# GIVEN MATERIAL:
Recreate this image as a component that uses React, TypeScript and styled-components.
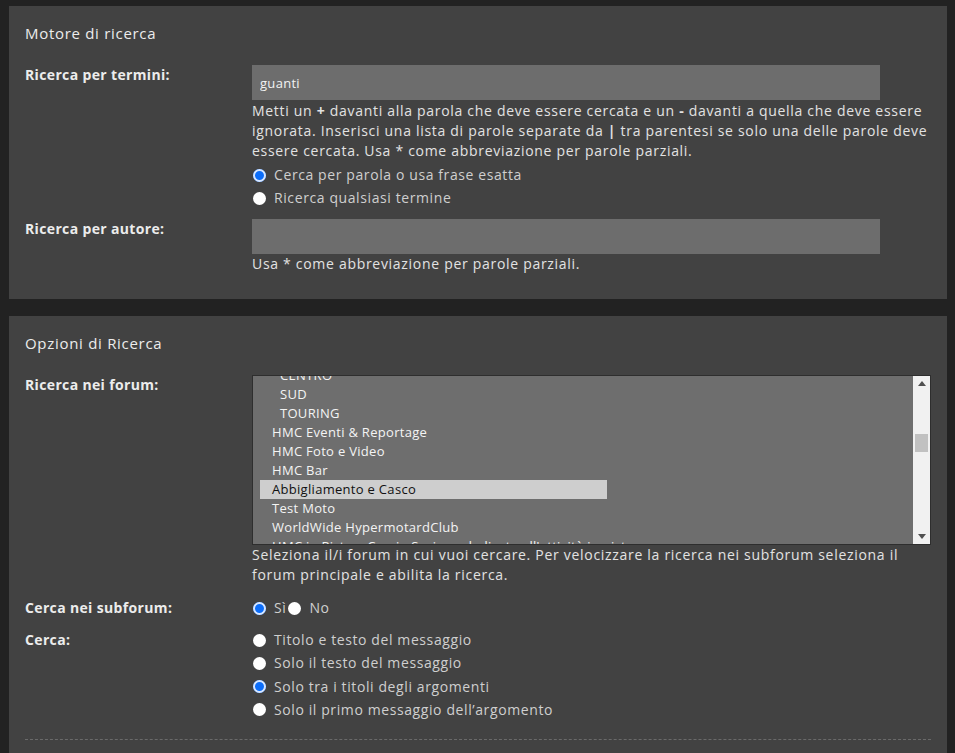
import styled, { createGlobalStyle } from "styled-components";

const GlobalStyle = createGlobalStyle`
  html, body {
    margin: 0;
    padding: 0;
    background: #222222;
  }
  body {
    font-family: "Open Sans", "Liberation Sans", sans-serif;
    color: #e6e6e6;
  }
`;

const forums = [
  { name: "CENTRO", indent: 1 },
  { name: "SUD", indent: 1 },
  { name: "TOURING", indent: 1 },
  { name: "HMC Eventi & Reportage", indent: 0 },
  { name: "HMC Foto e Video", indent: 0 },
  { name: "HMC Bar", indent: 0 },
  { name: "Abbigliamento e Casco", indent: 0, selected: true },
  { name: "Test Moto", indent: 0 },
  { name: "WorldWide HypermotardClub", indent: 0 },
  { name: "HMC in Pista e Corsi - Sezione dedicata all'attività in pista", indent: 0 },
];

const searchIn = [
  { label: "Titolo e testo del messaggio" },
  { label: "Solo il testo del messaggio" },
  { label: "Solo tra i titoli degli argomenti", checked: true },
  { label: "Solo il primo messaggio dell’argomento" },
];

export default function App() {
  return (
    <StPage>
      <GlobalStyle />
      <StPanel>
        <StTitle>Motore di ricerca</StTitle>
        <StRow>
          <StLabel>Ricerca per termini:</StLabel>
          <StField>
            <StInput defaultValue="guanti" />
            <StHelp $top={1}>
              Metti un <b>+</b> davanti alla parola che deve essere cercata e un <b>-</b> davanti a
              quella che deve essere ignorata. Inserisci una lista di parole separate da <b>|</b> tra
              parentesi se solo una delle parole deve essere cercata. Usa * come abbreviazione per
              parole parziali.
            </StHelp>
            <StRadioList>
              <StRadioLabel>
                <StRadio name="terms" defaultChecked />
                Cerca per parola o usa frase esatta
              </StRadioLabel>
              <StRadioLabel>
                <StRadio name="terms" />
                Ricerca qualsiasi termine
              </StRadioLabel>
            </StRadioList>
          </StField>
        </StRow>
        <StRow $gap={11}>
          <StLabel>Ricerca per autore:</StLabel>
          <StField>
            <StInput />
            <StHelp>Usa * come abbreviazione per parole parziali.</StHelp>
          </StField>
        </StRow>
      </StPanel>

      <StPanel $last>
        <StTitle>Opzioni di Ricerca</StTitle>
        <StRow>
          <StLabel>Ricerca nei forum:</StLabel>
          <StField>
            <StSelect>
              <StOptions>
                {forums.map((f) => (
                  <StOption key={f.name} $indent={f.indent} $selected={!!f.selected}>
                    {f.name}
                  </StOption>
                ))}
              </StOptions>
              <StScrollbar>
                <StArrow viewBox="0 0 8 5">
                  <path d="M0 5 L4 0 L8 5 Z" />
                </StArrow>
                <StTrack>
                  <StThumb />
                </StTrack>
                <StArrow viewBox="0 0 8 5">
                  <path d="M0 0 L4 5 L8 0 Z" />
                </StArrow>
              </StScrollbar>
            </StSelect>
            <StHelp>
              Seleziona il/i forum in cui vuoi cercare. Per velocizzare la ricerca nei subforum
              seleziona il forum principale e abilita la ricerca.
            </StHelp>
          </StField>
        </StRow>
        <StRow $gap={13}>
          <StLabel>Cerca nei subforum:</StLabel>
          <StInline>
            <StRadioLabel $tight>
              <StRadio name="sub" defaultChecked />
              Sì
            </StRadioLabel>
            <StRadioLabel>
              <StRadio name="sub" />
              No
            </StRadioLabel>
          </StInline>
        </StRow>
        <StRow $gap={12}>
          <StLabel>Cerca:</StLabel>
          <StRadioList $spacing={3.3} $top={0}>
            {searchIn.map((s) => (
              <StRadioLabel key={s.label}>
                <StRadio name="where" defaultChecked={!!s.checked} />
                {s.label}
              </StRadioLabel>
            ))}
          </StRadioList>
        </StRow>
        <StDivider />
      </StPanel>
    </StPage>
  );
}

const StPage = styled.div`
  display: flex;
  flex-direction: column;
  gap: 17px;
  padding: 6px 8px 0 9px;
  height: 753px;
  box-sizing: border-box;
  overflow: hidden;
`;

const StPanel = styled.section<{ $last?: boolean }>`
  background: #424242;
  padding: ${(p) => (p.$last ? "18px 16px 40px" : "18px 16px 25px")};
  display: flex;
  flex-direction: column;
  flex-shrink: 0;
`;

const StTitle = styled.h2`
  margin: 0 0 23px;
  font-size: 15px;
  line-height: 18px;
  font-weight: 500;
  letter-spacing: 0.7px;
  color: #ececec;
`;

const StRow = styled.div<{ $gap?: number }>`
  display: grid;
  grid-template-columns: 227px 679px;
  margin-top: ${(p) => p.$gap ?? 0}px;
`;

const StLabel = styled.div`
  font-size: 14px;
  font-weight: 700;
  line-height: 20px;
  letter-spacing: 0.35px;
  color: #ececec;
`;

const StField = styled.div`
  display: flex;
  flex-direction: column;
`;

const StInput = styled.input`
  width: 628px;
  height: 35px;
  box-sizing: border-box;
  border: none;
  outline: none;
  background: #6d6d6d;
  color: #f2f2f2;
  font-family: "Open Sans", "Liberation Sans", sans-serif;
  font-size: 13px;
  letter-spacing: 0.3px;
  padding: 0 8px;
`;

const StHelp = styled.p<{ $top?: number }>`
  margin: ${(p) => p.$top ?? 0}px 0 0;
  font-size: 14px;
  line-height: 20px;
  color: #e2e2e2;
  letter-spacing: 0.7px;

  b {
    font-weight: 700;
  }
`;

const StRadioList = styled.div<{ $spacing?: number; $top?: number }>`
  display: flex;
  flex-direction: column;
  gap: ${(p) => p.$spacing ?? 3}px;
  margin-top: ${(p) => p.$top ?? 4}px;
`;

const StInline = styled.div`
  display: flex;
  align-items: center;
  align-self: start;
`;

const StRadioLabel = styled.label<{ $tight?: boolean }>`
  display: flex;
  align-items: center;
  gap: 8px;
  font-size: 14px;
  line-height: 20px;
  letter-spacing: 0.6px;
  color: #cfcfcf;
  margin-right: ${(p) => (p.$tight ? "1px" : "0")};
`;

const StRadio = styled.input.attrs({ type: "radio" })`
  appearance: none;
  margin: 0 0 0 1px;
  width: 13px;
  height: 13px;
  border-radius: 50%;
  background: #ffffff;
  flex-shrink: 0;

  &:checked {
    background: #0b6dfa;
    box-shadow: inset 0 0 0 2px #d6e6ff;
  }
`;

const StSelect = styled.div`
  display: flex;
  height: 170px;
  box-sizing: border-box;
  border: 1px solid #2e2e2e;
  background: #6e6e6e;
  overflow: hidden;
`;

const StOptions = styled.div`
  flex: 1;
  overflow: hidden;
  padding: 0 7px;
`;

const StOption = styled.div<{ $indent: number; $selected: boolean }>`
  width: 347px;
  height: 19px;
  line-height: 19px;
  white-space: nowrap;
  font-size: 13px;
  letter-spacing: 0.3px;
  padding-left: ${(p) => 12 + p.$indent * 8}px;
  box-sizing: border-box;
  color: ${(p) => (p.$selected ? "#111111" : "#f4f4f4")};
  background: ${(p) => (p.$selected ? "#cecece" : "transparent")};

  &:first-child {
    margin-top: -10px;
  }
`;

const StScrollbar = styled.div`
  width: 17px;
  background: #f1f1f1;
  display: flex;
  flex-direction: column;
  align-items: center;
  padding: 5px 0;
  box-sizing: border-box;
`;

const StArrow = styled.svg`
  width: 8px;
  height: 5px;
  fill: #505050;
  flex-shrink: 0;
`;

const StTrack = styled.div`
  flex: 1;
  width: 100%;
  padding-top: 48px;
  box-sizing: border-box;
  display: flex;
  justify-content: center;
`;

const StThumb = styled.div`
  width: 13px;
  height: 18px;
  background: #c1c1c1;
`;

const StDivider = styled.hr`
  margin: 19px 0 0;
  border: none;
  border-top: 1px dashed #6a6a6a;
`;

# WHAT TO DO:
Using the listing above, list every line in which the string "components" occurs.

# OUTPUT BELOW:
Recreate this image as a component that uses React, TypeScript and styled-components.
import styled, { createGlobalStyle } from "styled-components";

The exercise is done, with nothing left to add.